Performance managers can be great for those trying to maximize their phone’s performance. A good example would be a task killer or Set CPU. If you plan on overclocking your phone’s CPU, you should know the tradeoffs in doing so.
App managers are some of the most important and probably least used apps (they’re also one of the more loosely defined categories). These include apps like LBE Privacy guard, which I highly recommend. LBE will allow you to control the permissions that you are not comfortable granting to an app. In the wake of it coming out that Orbitz shows apple users more expensive hotels and Facebook being as sketchy and intrusive as ever (without showing any signs of ever slowing down) it’s become glaringly obvious that even the most seemingly innocuous detail can be turned against us. This is where LBE comes in. LBE will give the app bogus data, to make it think it has permission, but really it’s just pulling trash. This becomes especially important when you have certain apps that force close once they realize that a certain permission has been revoked. Maybe I’m being cynical, but I don’t want any app knowing more than they need to.
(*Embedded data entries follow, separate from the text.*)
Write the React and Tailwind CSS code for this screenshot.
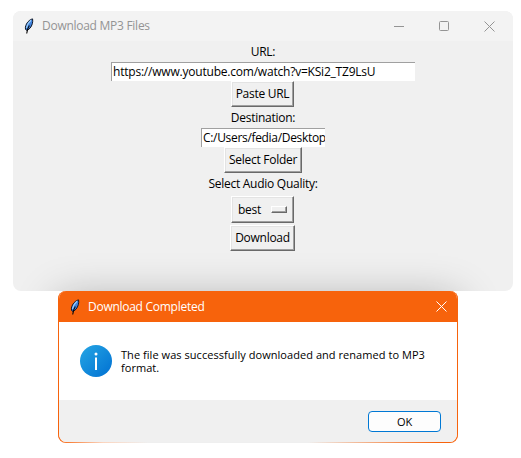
function Feather() {
  return (
    <svg className="h-4 w-4 shrink-0" viewBox="0 0 16 16" fill="none">
      <path d="M11.6 .9C8.4 1.5 5.2 5 4.4 9.1L4.5 11.4L6.2 12.6L9 10.2C11.2 7.5 12.1 4.2 11.6 .9Z" fill="#3f82dc" stroke="#101828" />
      <path d="M10 2.2C7.6 4.3 6 7 5.4 9.8" stroke="#9fd0fb" strokeWidth="1.2" />
      <path d="M8.3 7.5C7 9.6 6 12 5.7 15.5" stroke="#080808" strokeWidth="1.1" />
    </svg>
  );
}

function Close({ className }) {
  return (
    <svg className={className} viewBox="0 0 11 11" fill="none" stroke="currentColor">
      <path d="M.5.5 10.5 10.5M10.5.5.5 10.5" />
    </svg>
  );
}

const raised =
  "flex items-center border border-t-white border-l-white border-r-[#696969] border-b-[#696969] bg-[#f0f0f0] whitespace-nowrap shadow-[inset_-1px_-1px_0_#a0a0a0,inset_1px_1px_0_#e3e3e3]";
const entry =
  "flex items-center overflow-hidden border-t border-l border-t-[#a0a0a0] border-l-[#a0a0a0] bg-white pl-px whitespace-nowrap";

export default function App() {
  return (
    <main className="h-[458px] w-[521px] overflow-hidden bg-white pt-[11px] pl-[13px] font-['Open_Sans','Noto_Sans',sans-serif] text-[12px] leading-none tracking-[-0.27px] text-black">
      <section className="relative h-[280px] w-[500px] overflow-hidden rounded-lg bg-[#f0f0f0]">
        <header className="flex h-[30px] items-center bg-[#f3f3f3] pl-2 text-[#949494]">
          <Feather />
          <span className="ml-[5px] w-[120px] whitespace-nowrap">Download MP3 Files</span>
          <svg className="ml-[232px] h-[11px] w-[11px]" viewBox="0 0 11 11" stroke="currentColor">
            <path d="M0 5.5H10" />
          </svg>
          <svg className="ml-[34px] h-[11px] w-[11px]" viewBox="0 0 11 11" fill="none" stroke="currentColor">
            <rect x=".5" y=".5" width="9" height="9" rx="1" />
          </svg>
          <Close className="ml-[34px] h-[11px] w-[11px]" />
        </header>
        <div className="flex flex-col items-center">
          <label className="flex h-[21px] items-center">URL:</label>
          <div className={`${entry} h-[19px] w-[304px] tracking-[-0.21px]`}>https://www.youtube.com/watch?v=KSi2_TZ9LsU</div>
          <button className={`${raised} mr-px h-[26px] w-[63px] justify-center`}>Paste URL</button>
          <label className="flex h-[21px] items-center">Destination:</label>
          <div className={`${entry} h-[19px] w-[124px] tracking-[-0.32px]`}>C:/Users/fedia/Desktop</div>
          <button className={`${raised} h-[26px] w-[78px] justify-center`}>Select Folder</button>
          <label className="flex h-[21px] items-center">Select Audio Quality:</label>
          <button className={`${raised} mt-[2px] mr-px h-[27px] w-[63px] pl-1.5`}>
            <span className="w-[33px] text-left">best</span>
            <span className="h-[7px] w-[16px] border border-t-white border-l-white border-r-[#696969] border-b-[#696969] shadow-[inset_-1px_-1px_0_#a0a0a0]" />
          </button>
          <button className={`${raised} mt-[2px] mr-px h-[26px] w-[65px] justify-center`}>Download</button>
        </div>
        <div className="absolute top-[280px] left-[45px] h-[152px] w-[400px] shadow-[0_8px_40px_0_rgba(0,0,0,0.3)]" />
      </section>
      <section className="ml-[45px] h-[152px] w-[400px] rounded-lg bg-[linear-gradient(to_right,#f7630c,#fbd5bf_45px,#efefef_90px,#efefef_250px,#f7630c_380px)]">
        <div className="flex h-[151px] flex-col overflow-hidden rounded-lg border-x border-[#f7630c] bg-white">
          <header className="flex h-[31px] shrink-0 items-center bg-[#f7630c] pl-2 text-white">
            <Feather />
            <span className="ml-[5px] whitespace-nowrap">Download Completed</span>
            <Close className="mr-[10px] ml-auto h-[11px] w-[11px]" />
          </header>
          <div className="flex h-[78px] shrink-0 items-center pl-[21px]">
            <svg className="h-8 w-8 shrink-0" viewBox="0 0 32 32">
              <defs>
                <linearGradient id="info" x1="0" y1="0" x2="1" y2="1">
                  <stop stopColor="#26a6e4" />
                  <stop offset="1" stopColor="#0070d2" />
                </linearGradient>
              </defs>
              <circle cx="16" cy="16" r="16" fill="url(#info)" />
              <circle cx="16" cy="9" r="1.5" fill="white" />
              <path d="M16 12.5V25" stroke="white" strokeWidth="2" />
            </svg>
            <div className="ml-[9px] flex flex-col text-[11px] leading-[13px] tracking-[0.05px] whitespace-nowrap">
              <p>The file was successfully downloaded and renamed to MP3</p>
              <p>format.</p>
            </div>
          </div>
          <footer className="flex grow justify-end bg-[#f0f0f0] pt-[11px] pr-[16px]">
            <button className="flex h-[21px] w-[73px] items-center justify-center rounded border border-[#0078d4] bg-[#fdfdfd] text-[11px]">OK</button>
          </footer>
        </div>
      </section>
    </main>
  );
}
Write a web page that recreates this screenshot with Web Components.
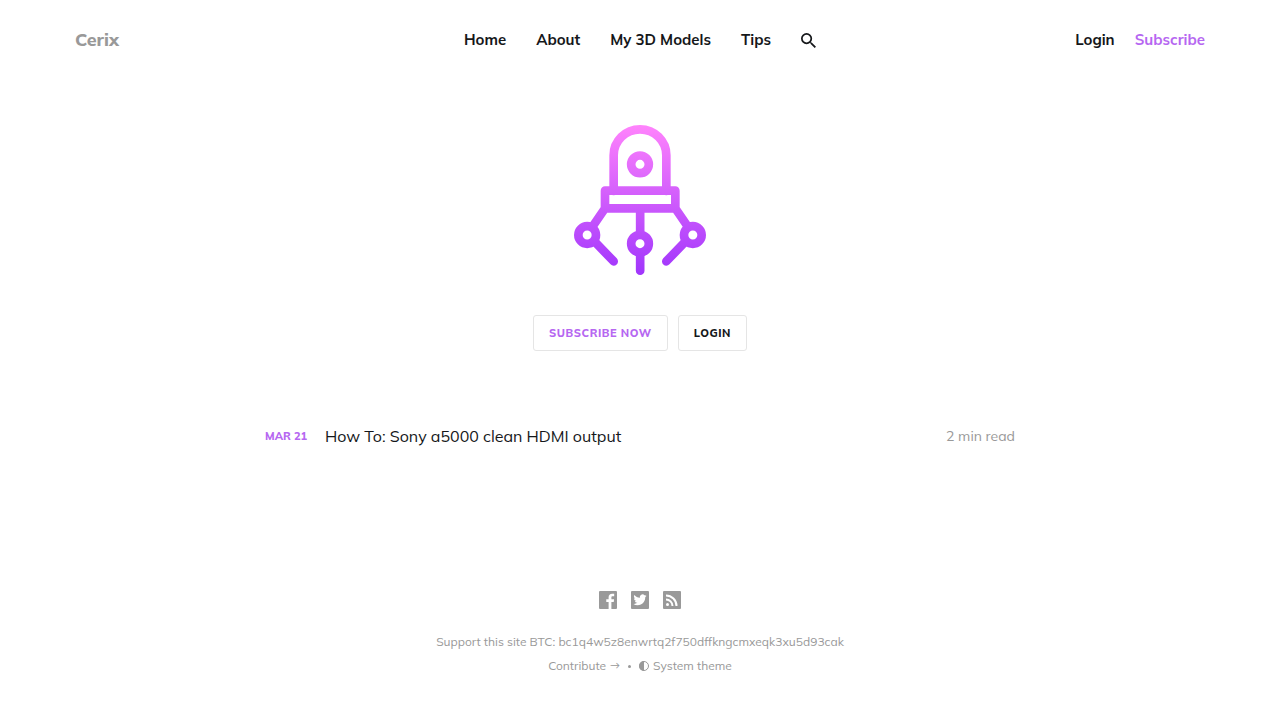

Finally, we get to the main reason why you’d want to root your phone: custom ROMs. You might ask, “Why would I want to change my ROM? It works just fine.” The answer to that question depends on a lot of variables. Maybe you’re tired of your current ROM and are just looking for a change. Maybe you know of some features that you’d like but your current ROM does not support. Maybe you’re tired of not being able to use fragments and certain functions because the API level of your phone is too low. Another reason might be that you’re looking for a ROM that is better on battery life. Personally, all of these reasons came into play when I decided to flash my latest ROM. Something else you might want to consider is how vanilla a ROM is. Some ROMs are based purely on the Android Open Source Project (AOSP) and others are based on HTC Sense for example. Knowing the difference is important when choosing a new ROM.
Hopefully, I’ve convinced you to root your phones. You may be wondering how to do it now. Unfortunately, there is no hard and fast way to universally root a phone. There are some applications that root many phones but I’ve never used them and can’t recommend any. If you want more information on rooting your phone you’re going to have to do a little bit a research. I suggest going to the xda-developers forum where they have comprehensive instructions on how to root/flash a new ROM for most if not all android devices. It might not hurt to check the Cyanogenmod forums or wiki. Lifehacker is a decent resource too.
Warning: Rooting your phone may in many cases void your warranty. There is also the slight possibility that you inadvertently brick your phone. Yes, this can happen. But if you’re careful and follow the instructions EXACTLY you should be fine. BE SURE TO READ EVERYTHING ON THE TUTORIAL. I cannot stress this enough. Things get updated, patches get deployed and you’d do well to know about them. I’ll say it again, make sure your technique for rooting is both confirmed and up to date.
Great! Now that that’s out of the way, go and root your phones!